American Capital's numerous portfolio companies make it a plausible proxy for the broader market, but since it trades at a discount it's a discounted proxy for the broader market. Moreover, as it refinances its current debt with a revolving credit facility and gains the power to add debt, it will become a leveraged discounted proxy for the broader market. Investors with a long-term bullish view on the markets may find such a prospect extremely interesting.
Among those long-term bulls appears to be American Capital's own management. With the dramatically understated NAV at work in ACAS - particularly its investments held through its portfolio company ECAS - this author hopes management will continue the dividend policy instituted last year, and use dividend funds for share repurchases while the NAV discount continues to make that better for investors than declaring a (taxable) cash dividend.
To wrap one's head around American Capital's metrics requires some thought. As described in the article about American Capital's 2011 results, the company's NAV includes some tax assets that don't produce income, but protect it from income taxes C-Corps must ordinarily pay on taxable income. Last quarter, while NAV grew 6% (in one quarter!) from $15.71 to $16.62, the NAV excluding all the company's deferred tax assets grew 2.7% from $14.52 to $14.91.
Is that better, or worse?
During the quarter, management obtained a ruling from the IRS regarding its intended tax treatment of some paid-in-kind preferred equity investments that effectively protected the company from $0.46 per share in future income taxes. This isn't "earnings", but tax advantages are especially valuable because their impact is not reduced by income taxes. In other words, benefits from thoughtful tax planning can pay supercharged dividends. Management has been alert to these opportunities, and shareholders have benefited.

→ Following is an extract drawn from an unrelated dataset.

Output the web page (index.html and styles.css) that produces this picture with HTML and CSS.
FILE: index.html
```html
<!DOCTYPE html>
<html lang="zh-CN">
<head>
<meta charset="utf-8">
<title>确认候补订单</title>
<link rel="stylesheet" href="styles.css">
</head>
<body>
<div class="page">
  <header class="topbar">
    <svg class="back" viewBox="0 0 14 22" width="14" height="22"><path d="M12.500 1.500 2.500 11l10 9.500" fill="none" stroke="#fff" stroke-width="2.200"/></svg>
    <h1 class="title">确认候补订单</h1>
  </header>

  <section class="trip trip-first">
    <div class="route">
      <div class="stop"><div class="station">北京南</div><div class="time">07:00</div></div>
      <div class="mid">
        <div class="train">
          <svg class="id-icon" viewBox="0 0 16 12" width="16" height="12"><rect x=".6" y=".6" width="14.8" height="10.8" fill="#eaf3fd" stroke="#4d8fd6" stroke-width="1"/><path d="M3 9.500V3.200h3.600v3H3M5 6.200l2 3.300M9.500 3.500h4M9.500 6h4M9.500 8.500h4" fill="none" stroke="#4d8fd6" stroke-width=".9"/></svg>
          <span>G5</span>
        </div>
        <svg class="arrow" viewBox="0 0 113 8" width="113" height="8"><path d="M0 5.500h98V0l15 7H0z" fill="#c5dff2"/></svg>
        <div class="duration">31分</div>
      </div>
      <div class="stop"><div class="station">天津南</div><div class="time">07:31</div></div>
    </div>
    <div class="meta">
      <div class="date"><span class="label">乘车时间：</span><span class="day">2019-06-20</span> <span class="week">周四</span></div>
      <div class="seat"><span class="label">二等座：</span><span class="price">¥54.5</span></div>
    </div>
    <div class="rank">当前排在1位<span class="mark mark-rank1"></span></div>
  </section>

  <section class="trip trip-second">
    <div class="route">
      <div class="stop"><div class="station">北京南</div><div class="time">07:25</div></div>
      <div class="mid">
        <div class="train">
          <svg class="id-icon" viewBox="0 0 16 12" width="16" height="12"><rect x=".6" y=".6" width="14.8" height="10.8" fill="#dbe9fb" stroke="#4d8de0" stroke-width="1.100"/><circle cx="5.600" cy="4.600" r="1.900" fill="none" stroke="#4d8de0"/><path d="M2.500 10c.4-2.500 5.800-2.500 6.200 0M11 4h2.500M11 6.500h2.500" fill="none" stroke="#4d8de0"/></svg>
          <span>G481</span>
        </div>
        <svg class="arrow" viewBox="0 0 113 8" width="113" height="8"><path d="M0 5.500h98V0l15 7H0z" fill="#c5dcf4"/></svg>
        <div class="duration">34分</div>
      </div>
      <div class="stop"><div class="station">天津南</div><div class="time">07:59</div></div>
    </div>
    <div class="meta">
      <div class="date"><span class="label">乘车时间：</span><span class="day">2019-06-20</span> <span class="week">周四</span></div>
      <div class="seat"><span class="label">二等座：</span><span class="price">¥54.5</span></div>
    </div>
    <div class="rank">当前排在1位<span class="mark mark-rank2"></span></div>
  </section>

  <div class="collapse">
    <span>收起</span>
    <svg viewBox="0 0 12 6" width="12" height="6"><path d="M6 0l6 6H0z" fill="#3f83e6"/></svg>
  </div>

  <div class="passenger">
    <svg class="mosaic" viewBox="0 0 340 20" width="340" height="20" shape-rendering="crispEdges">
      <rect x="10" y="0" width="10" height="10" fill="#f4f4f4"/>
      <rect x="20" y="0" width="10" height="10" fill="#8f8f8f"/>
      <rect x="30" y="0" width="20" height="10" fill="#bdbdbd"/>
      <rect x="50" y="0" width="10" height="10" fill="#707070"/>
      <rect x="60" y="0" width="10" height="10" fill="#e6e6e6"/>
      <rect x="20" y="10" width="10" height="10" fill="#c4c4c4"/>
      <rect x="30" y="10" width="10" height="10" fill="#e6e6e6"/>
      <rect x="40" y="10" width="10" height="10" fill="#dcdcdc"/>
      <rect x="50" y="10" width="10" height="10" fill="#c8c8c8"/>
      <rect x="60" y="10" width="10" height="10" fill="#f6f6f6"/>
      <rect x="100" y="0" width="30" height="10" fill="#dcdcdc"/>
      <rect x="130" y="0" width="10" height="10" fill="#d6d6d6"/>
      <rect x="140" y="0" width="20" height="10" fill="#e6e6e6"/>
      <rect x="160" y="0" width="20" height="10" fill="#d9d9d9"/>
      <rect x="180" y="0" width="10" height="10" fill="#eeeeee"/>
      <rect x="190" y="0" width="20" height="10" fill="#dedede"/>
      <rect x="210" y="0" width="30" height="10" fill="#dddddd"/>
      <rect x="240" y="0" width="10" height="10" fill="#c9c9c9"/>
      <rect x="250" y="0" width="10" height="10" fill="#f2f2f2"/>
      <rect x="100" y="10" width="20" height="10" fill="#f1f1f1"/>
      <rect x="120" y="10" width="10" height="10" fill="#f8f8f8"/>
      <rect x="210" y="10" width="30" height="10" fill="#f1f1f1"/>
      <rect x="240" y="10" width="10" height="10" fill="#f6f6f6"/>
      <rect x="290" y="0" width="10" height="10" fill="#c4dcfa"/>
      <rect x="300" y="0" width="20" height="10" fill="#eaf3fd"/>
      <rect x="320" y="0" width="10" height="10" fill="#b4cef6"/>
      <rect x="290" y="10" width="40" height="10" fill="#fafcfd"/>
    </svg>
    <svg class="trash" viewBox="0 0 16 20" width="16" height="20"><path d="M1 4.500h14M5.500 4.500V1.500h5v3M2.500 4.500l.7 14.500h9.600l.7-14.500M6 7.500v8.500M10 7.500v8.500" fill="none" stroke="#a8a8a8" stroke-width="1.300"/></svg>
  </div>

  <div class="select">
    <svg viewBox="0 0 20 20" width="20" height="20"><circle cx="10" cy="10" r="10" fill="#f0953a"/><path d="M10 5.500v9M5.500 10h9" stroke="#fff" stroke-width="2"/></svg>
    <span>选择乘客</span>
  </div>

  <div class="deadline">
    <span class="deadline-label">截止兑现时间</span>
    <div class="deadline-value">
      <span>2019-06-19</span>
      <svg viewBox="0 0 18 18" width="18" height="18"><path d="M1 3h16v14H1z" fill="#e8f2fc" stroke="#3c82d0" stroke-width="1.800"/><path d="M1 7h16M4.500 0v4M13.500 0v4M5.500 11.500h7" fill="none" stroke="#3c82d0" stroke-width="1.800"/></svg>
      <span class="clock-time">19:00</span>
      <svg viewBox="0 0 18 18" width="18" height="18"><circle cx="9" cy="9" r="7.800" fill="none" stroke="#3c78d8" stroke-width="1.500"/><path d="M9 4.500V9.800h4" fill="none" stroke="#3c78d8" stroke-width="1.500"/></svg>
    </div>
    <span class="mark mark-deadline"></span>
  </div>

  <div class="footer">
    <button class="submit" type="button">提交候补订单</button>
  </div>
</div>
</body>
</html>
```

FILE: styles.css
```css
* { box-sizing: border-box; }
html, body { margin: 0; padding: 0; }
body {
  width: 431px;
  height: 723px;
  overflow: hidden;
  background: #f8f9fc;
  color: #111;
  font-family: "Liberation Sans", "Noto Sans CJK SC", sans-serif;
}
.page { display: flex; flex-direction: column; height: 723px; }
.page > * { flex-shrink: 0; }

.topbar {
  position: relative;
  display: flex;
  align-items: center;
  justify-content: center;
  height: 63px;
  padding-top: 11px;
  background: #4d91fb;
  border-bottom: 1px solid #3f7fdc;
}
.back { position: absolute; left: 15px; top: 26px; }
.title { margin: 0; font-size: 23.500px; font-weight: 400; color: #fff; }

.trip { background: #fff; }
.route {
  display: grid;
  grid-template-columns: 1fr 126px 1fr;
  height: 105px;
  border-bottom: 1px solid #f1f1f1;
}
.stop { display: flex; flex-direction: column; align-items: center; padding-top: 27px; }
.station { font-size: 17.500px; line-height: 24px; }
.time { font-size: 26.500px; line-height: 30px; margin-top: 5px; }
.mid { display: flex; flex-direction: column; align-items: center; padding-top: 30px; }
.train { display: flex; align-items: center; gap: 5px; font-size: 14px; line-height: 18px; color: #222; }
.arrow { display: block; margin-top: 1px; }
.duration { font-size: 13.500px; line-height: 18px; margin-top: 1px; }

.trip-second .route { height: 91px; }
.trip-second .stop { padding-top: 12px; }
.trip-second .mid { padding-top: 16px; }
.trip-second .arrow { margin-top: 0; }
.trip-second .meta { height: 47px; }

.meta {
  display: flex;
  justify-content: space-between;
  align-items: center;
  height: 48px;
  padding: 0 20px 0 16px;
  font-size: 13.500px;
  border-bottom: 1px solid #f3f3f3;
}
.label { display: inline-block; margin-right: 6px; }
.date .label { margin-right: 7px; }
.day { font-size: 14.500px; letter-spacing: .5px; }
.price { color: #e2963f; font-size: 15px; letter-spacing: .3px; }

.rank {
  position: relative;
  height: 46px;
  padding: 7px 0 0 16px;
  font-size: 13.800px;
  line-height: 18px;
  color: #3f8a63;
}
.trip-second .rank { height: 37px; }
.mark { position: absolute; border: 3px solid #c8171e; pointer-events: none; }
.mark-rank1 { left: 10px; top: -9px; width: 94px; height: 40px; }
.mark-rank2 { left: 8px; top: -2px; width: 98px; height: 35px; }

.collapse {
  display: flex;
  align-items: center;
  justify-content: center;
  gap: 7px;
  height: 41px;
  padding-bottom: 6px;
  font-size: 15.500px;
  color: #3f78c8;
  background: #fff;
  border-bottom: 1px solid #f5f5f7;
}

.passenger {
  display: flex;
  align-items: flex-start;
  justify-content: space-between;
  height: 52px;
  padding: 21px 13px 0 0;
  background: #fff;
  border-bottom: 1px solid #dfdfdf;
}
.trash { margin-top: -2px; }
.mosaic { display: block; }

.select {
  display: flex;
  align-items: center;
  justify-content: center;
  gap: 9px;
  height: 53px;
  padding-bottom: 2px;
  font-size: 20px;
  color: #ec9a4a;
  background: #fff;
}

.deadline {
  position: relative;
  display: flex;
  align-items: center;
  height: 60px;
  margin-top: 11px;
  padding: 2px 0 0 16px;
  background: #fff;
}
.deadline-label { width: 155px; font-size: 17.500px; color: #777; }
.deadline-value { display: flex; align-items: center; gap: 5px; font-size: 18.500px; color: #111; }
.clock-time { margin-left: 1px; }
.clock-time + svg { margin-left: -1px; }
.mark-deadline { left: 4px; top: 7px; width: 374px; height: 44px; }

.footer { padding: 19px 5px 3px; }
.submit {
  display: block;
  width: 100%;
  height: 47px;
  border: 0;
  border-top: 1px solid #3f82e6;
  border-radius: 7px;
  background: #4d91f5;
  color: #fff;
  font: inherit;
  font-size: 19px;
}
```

Since tax assets don't show up on the balance sheet in regular payments, but only as accounting rules require their recognition, they are lumpy irregularities in the company's performance. But as this quarter and 4Q2011 illustrate, they're nontrivial. And with Net Operating Income in the range of $0.29 per share last quarter - but $0.58 per share after income taxes - it's evident that having tax assets to protect incoming cash is valuable to a company we hope to grow NAV.

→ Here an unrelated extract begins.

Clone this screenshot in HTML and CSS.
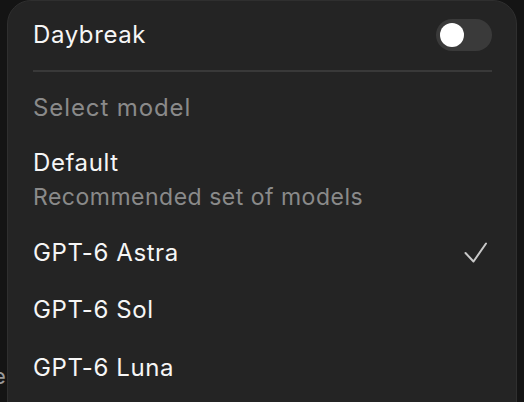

But is 2.7% - the growth in NAV excluding tax assets - something to get excited about? Considering that the 2.7% gain occurred while the company's second-largest portfolio company was being valued with a discount that grew 65% over the quarter while that company's underlying assets remained flat, a growth rate that annualizes to 11% is nothing to sneeze at. It's a great result in an adversarial environment. As awfully as Europe is performing generally, the fact that ECAS is proceeding without apparent injury speaks well to its constituent investments as much as it promises to offer outstanding opportunity in distressed assets.

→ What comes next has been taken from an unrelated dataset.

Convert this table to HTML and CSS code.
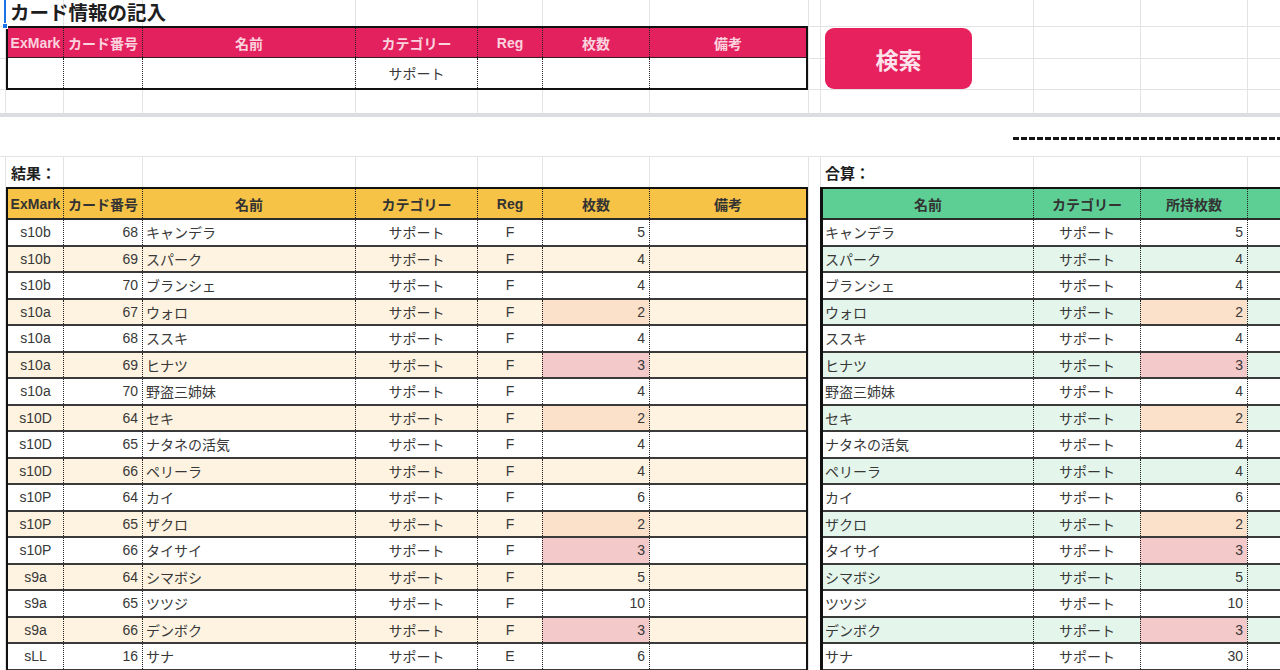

American Capital Ltd. trades with a NAV discount currently exceeding 34%. Shareholders enjoy a built-in margin of safety: the market is already bidding down the future, just in case. With nearly $15 in investible assets - $15.66 if one ignores the second discount applied to the value of the assets in European Capital - the stock offers retail investors an opportunity to invest in middle-market companies at discounted prices under a management that has produced outstanding NAV increases following the crash of '08.
At the beginning of the third quarter of 2011, NAV stood at $13.16, 10% higher than the previous quarter. Whether measured at $14.91 - for annual growth exceeding 13% - or at the unadjusted value of $16.62 for an annual growth of 26%, American Capital Ltd. offers NAV growth that hasn't been reflected in the much more modest stock price growth during the same four quarters:
Near $11 a share, the last year of outstanding results are on sale at a pretty hefty discount. At a 34% discount to NAV, these shares are available with a pretty sizeable margin of safety. Shares of American Capital Ltd. remain a buy.